Google has made a major breakthrough in its self-driving car project. The tech giant has now started building its own prototype vehicles from scratch, rather than retro-fitting existing commercial models such as the Toyota Prius. This has enabled some interesting design modifications such as, well, no steering wheel — for a start!
Google is quick to point out that the three prototypes currently in use are test models designed for observing, learning and eventual tweaking, not necessarily for style and creature comforts. As always, improved road safety is the driving factor behind the project, and the prototype designs are spartan so the project team can focus on specific details. According to Project Director Chris Urmson, “It was inspiring to start with a blank sheet of paper and ask, ‘What should be different about this kind of vehicle?’”

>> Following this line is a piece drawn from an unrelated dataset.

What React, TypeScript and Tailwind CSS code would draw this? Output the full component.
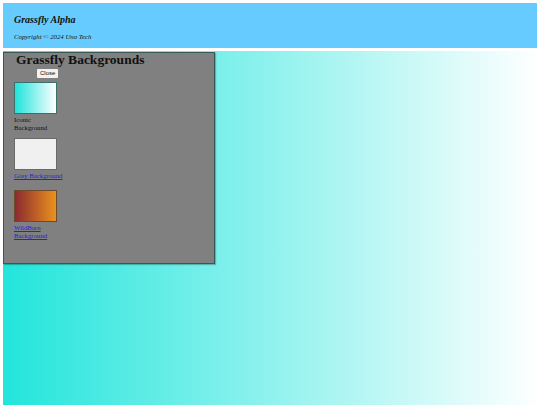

And different it is! While the protoypes’ exteriors have shades of existing compact cars, inside they have no accelerator or brake pedals, and no steering wheel. They simply don’t need them. There are buttons to start and stop the vehicle and a screen to show the route. Add an electric motor, two seats, seatbelts and some storage, and you’re done! However, building on the lessons of earlier stages of the project, the prototypes have onboard sensors, cameras and radars and can detect objects to a distance of two football fields away. Their speed has also been capped at 25 mph for now.
Urmson goes on to reveal that the team is planning to build about 100 prototypes of the self-driving cars to test out different features. And while the current models allow for no driver input, later this northern summer their test drivers will also begin trialling prototypes with some opt-in manual controls in case of emergencies. Urmson says, “If all goes well, we’d like to run a small pilot program here in California in the next couple of years. We’re going to learn a lot from this experience, and if the technology develops as we hope, we’ll work with partners to bring this technology into the world safely.” The team have also launched a new Google+ page for the project and they are keen to hear feedback about which features “passengers” want from their future, self-driving car.